== What is being asked ==
Using the listing below, select the lines with the word "React" and copy them.

- - -

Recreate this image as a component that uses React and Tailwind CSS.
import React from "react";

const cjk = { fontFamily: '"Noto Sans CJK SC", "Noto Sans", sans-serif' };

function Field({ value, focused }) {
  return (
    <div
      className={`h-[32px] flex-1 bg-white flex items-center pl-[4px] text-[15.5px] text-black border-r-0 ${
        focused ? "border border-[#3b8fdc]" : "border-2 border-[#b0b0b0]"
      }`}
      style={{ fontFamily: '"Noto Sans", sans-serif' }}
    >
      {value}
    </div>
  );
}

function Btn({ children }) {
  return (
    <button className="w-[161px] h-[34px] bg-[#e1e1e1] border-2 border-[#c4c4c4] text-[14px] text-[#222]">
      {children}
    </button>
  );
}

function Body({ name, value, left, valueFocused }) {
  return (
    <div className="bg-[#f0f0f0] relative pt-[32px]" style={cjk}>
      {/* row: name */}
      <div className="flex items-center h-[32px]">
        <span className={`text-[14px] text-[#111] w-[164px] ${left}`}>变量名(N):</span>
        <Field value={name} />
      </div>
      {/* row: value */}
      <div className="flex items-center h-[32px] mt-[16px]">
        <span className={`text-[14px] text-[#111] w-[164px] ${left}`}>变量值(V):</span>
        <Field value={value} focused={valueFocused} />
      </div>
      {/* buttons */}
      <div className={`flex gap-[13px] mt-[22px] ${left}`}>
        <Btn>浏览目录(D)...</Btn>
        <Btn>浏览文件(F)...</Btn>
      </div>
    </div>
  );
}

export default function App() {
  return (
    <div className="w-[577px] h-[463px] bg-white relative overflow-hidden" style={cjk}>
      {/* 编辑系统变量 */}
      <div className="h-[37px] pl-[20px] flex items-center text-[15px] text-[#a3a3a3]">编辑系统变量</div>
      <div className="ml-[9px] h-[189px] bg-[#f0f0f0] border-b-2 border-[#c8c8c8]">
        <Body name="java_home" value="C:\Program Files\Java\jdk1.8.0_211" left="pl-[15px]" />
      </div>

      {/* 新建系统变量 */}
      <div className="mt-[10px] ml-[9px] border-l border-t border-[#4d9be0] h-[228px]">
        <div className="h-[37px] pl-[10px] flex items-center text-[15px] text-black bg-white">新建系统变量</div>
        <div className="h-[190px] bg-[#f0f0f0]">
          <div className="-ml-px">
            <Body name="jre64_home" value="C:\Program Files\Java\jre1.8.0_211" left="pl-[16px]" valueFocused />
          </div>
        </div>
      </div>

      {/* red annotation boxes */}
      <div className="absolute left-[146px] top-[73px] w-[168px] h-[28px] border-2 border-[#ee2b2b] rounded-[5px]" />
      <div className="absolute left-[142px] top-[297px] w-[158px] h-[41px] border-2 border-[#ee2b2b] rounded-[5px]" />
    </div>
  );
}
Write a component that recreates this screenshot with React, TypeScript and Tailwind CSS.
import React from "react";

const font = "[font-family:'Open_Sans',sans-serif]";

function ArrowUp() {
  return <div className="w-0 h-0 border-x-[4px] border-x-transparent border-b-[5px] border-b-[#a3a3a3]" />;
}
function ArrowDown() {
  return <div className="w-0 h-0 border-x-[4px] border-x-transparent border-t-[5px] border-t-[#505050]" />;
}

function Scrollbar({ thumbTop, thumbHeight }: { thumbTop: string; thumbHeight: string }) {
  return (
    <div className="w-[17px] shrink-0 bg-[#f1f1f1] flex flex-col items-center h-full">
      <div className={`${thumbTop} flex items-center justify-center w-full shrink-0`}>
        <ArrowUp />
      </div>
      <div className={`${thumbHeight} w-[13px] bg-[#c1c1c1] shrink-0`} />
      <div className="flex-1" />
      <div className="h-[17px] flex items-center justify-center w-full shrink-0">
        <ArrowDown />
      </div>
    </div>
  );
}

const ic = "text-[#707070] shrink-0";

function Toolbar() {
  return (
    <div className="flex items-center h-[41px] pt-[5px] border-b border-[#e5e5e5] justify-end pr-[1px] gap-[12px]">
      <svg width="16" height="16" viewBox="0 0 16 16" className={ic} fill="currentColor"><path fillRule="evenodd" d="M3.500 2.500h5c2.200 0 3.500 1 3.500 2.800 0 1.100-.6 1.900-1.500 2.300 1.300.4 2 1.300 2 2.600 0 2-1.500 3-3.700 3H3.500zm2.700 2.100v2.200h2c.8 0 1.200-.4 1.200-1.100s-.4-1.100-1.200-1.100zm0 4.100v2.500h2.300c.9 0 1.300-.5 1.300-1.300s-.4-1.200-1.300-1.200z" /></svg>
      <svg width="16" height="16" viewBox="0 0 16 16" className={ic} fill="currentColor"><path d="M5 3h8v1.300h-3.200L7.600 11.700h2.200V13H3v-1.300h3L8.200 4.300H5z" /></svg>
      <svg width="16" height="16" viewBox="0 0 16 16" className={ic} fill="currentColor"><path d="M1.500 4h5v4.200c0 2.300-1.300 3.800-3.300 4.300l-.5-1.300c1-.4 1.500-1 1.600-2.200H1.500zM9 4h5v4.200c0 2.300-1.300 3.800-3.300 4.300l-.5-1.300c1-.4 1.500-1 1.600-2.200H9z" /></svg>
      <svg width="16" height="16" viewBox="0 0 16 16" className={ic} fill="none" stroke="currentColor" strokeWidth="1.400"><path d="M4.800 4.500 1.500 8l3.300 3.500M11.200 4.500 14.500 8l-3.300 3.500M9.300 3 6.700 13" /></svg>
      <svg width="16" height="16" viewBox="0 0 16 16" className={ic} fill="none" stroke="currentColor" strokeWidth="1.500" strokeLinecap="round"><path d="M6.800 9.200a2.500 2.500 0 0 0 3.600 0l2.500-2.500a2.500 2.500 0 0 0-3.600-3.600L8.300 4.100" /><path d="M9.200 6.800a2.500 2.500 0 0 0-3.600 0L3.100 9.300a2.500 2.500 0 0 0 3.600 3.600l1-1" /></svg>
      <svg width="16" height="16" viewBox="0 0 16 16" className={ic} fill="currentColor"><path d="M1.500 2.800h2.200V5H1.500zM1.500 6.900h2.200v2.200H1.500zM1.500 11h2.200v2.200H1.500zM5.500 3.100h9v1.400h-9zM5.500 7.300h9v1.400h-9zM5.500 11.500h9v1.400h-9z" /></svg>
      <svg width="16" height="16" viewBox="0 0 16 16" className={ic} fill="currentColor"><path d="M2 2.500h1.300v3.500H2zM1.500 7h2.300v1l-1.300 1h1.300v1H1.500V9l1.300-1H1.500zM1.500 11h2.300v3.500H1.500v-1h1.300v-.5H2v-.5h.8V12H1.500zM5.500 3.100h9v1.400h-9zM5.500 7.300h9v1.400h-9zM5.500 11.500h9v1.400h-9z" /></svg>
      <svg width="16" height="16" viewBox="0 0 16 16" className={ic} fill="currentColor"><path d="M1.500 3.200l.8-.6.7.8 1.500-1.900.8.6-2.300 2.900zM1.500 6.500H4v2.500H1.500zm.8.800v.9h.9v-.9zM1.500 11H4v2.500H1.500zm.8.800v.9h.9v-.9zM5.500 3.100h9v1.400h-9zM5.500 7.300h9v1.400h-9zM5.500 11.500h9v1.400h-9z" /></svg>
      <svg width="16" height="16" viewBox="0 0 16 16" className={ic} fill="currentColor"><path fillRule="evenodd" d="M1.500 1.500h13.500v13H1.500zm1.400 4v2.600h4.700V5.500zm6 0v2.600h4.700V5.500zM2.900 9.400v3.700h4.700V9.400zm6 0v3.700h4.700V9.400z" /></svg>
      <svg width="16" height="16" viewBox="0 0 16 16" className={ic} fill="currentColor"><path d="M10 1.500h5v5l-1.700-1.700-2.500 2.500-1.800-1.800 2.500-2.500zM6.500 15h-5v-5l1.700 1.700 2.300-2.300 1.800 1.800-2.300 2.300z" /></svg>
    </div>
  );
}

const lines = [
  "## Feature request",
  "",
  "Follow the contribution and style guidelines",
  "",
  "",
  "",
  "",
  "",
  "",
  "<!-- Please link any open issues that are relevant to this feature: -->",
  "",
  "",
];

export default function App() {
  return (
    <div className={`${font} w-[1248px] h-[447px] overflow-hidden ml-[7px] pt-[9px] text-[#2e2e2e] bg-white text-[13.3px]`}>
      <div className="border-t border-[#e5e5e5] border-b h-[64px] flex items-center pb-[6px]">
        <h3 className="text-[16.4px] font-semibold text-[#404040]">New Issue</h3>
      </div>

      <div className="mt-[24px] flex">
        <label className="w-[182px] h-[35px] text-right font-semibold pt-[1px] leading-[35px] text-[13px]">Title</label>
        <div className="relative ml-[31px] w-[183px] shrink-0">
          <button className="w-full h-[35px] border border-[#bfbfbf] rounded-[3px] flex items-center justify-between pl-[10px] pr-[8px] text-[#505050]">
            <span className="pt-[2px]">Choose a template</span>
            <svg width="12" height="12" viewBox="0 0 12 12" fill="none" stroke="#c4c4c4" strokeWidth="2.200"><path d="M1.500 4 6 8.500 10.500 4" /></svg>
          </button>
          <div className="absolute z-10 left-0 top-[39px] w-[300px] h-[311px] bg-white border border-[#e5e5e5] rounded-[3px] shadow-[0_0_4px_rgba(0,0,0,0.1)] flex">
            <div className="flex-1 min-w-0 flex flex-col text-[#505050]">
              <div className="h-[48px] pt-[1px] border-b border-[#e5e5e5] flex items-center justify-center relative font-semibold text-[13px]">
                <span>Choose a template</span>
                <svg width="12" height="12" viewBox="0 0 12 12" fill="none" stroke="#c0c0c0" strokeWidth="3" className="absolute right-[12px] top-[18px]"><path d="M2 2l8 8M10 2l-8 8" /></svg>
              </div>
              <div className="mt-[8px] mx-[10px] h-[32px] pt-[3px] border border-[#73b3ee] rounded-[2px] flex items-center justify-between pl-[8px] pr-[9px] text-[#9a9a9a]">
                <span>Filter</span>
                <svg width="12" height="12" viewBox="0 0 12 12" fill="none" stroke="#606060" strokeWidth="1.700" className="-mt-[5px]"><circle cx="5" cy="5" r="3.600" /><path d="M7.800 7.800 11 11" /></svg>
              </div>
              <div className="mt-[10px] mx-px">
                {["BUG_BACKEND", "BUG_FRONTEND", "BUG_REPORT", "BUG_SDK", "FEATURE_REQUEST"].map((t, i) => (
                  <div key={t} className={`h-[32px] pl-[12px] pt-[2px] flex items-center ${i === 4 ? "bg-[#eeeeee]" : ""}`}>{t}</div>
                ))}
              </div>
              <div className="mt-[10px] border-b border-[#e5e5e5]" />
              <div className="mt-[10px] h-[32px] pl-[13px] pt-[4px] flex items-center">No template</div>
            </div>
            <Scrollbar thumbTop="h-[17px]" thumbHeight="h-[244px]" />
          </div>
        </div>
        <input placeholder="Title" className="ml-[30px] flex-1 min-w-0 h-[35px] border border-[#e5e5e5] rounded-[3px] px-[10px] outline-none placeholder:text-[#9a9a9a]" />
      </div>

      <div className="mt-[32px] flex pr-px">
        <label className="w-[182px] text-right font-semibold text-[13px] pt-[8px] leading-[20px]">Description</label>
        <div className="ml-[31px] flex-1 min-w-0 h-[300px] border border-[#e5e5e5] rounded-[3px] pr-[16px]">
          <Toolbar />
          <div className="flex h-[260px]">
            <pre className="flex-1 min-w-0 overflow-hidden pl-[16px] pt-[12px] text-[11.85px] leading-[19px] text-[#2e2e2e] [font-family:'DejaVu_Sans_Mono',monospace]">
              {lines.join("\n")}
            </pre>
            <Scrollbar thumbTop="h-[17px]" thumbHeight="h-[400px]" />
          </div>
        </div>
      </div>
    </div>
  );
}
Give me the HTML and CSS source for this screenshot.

- - -

== Output of the task ==
Recreate this image as a component that uses React and Tailwind CSS.
import React from "react";
Write a component that recreates this screenshot with React, TypeScript and Tailwind CSS.
import React from "react";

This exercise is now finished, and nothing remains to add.